France, of course, does not have the First Amendment that we do.
Free exercise of religion is one big difference between the US and France which, in general, restricts public expressions of religion. For example, we've had lively discussions of the French ban on religious headwear in schools and often the point was raised that "France is different", which it is.
Another area of difference is that France, like many European countries, has a criminal law which provides up to a year in jail for questioning the occurrence of the Holocaust:
http://en.m.wikipedia.org/wiki/Holocaust_denial_laws
"those who have disputed the existence of one or more crimes against humanity such as they are defined by Article 6 of the statute of the international tribunal military annexed in the agreement of London of August 8, 1945 and which were a carried out either by the members of an organization declared criminal pursuant to Article 9 of the aforementioned statute, or by a person found guilty such crimes by a French or international jurisdiction shall be punished by one month to one year's imprisonment or a fine."
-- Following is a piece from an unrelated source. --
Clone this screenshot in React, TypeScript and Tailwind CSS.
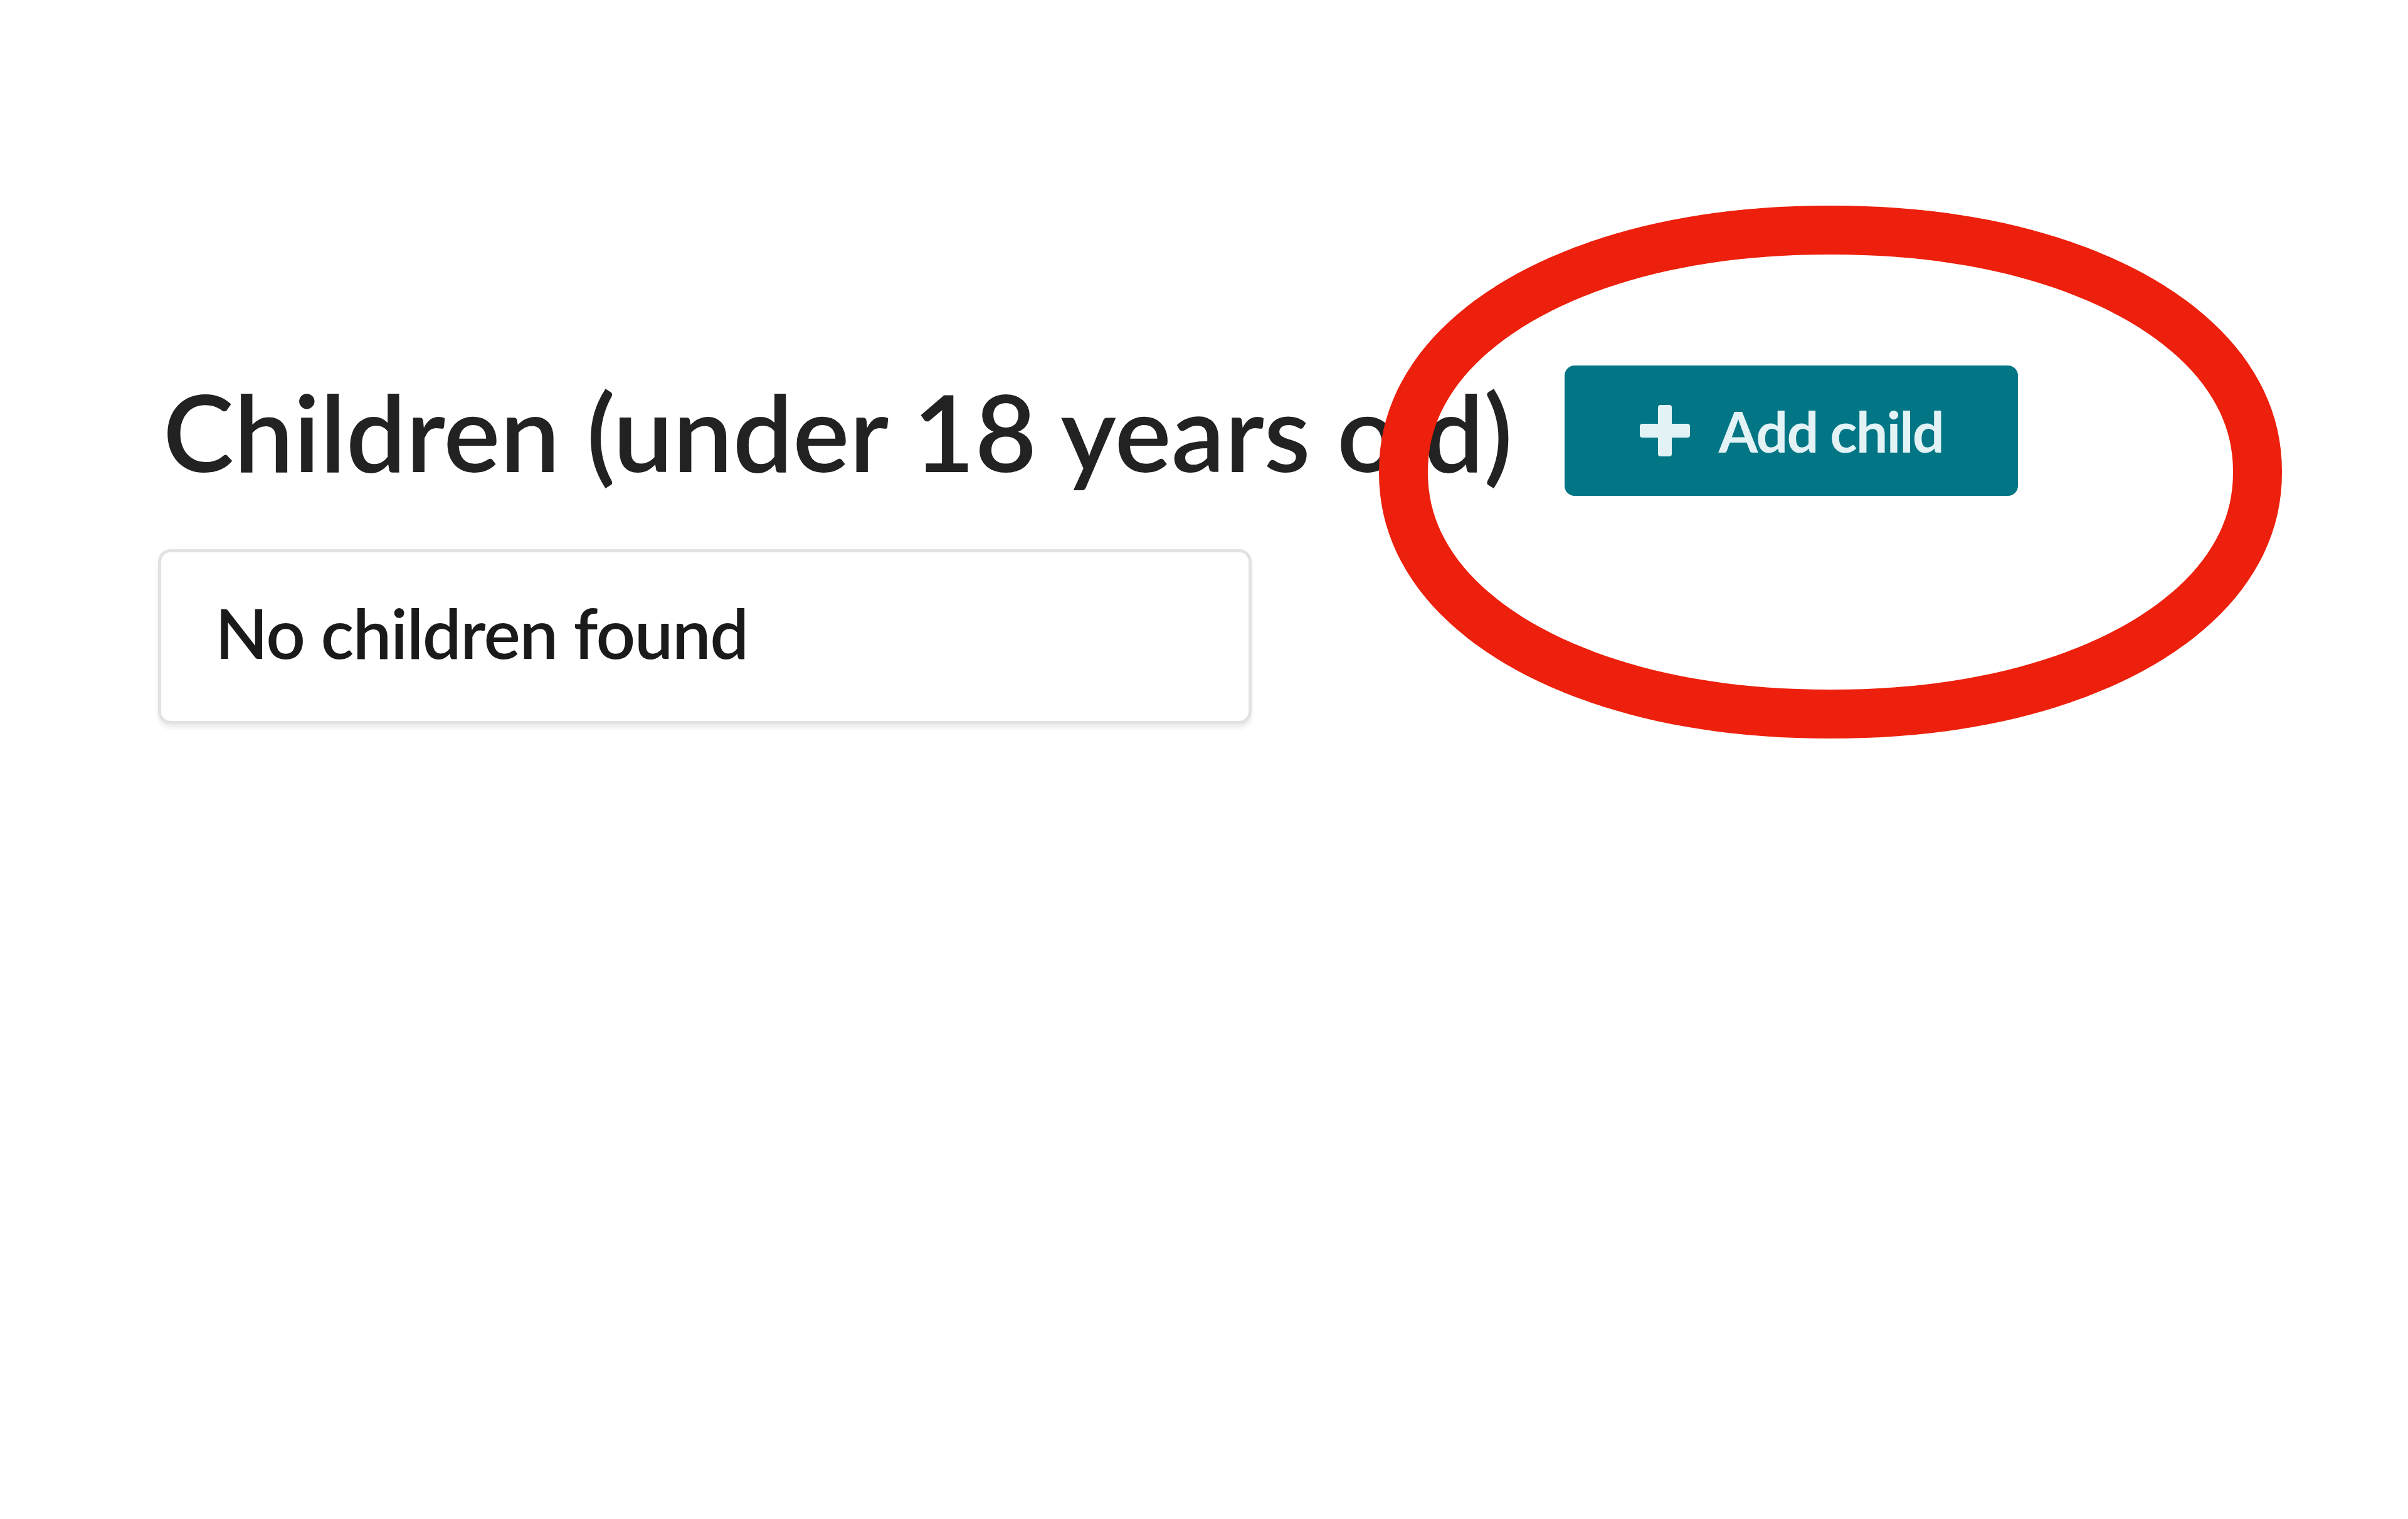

The U.S. approach to these things is the maxim, "the answer to bad speech is more speech" while many other countries have taken the position that the discussion on certain topics is over and done.
I've seen the sentiment expressed here that one is either for free expression of all kinds or one is opposed to it.
Do restrictions against certain forms of speech and, I must say, a particularly idiotic and pernicious type of speech, pose a problem, or is it possible to define a specific topic to be off limits without falling into a slippery slope of creeping restrictions on speech.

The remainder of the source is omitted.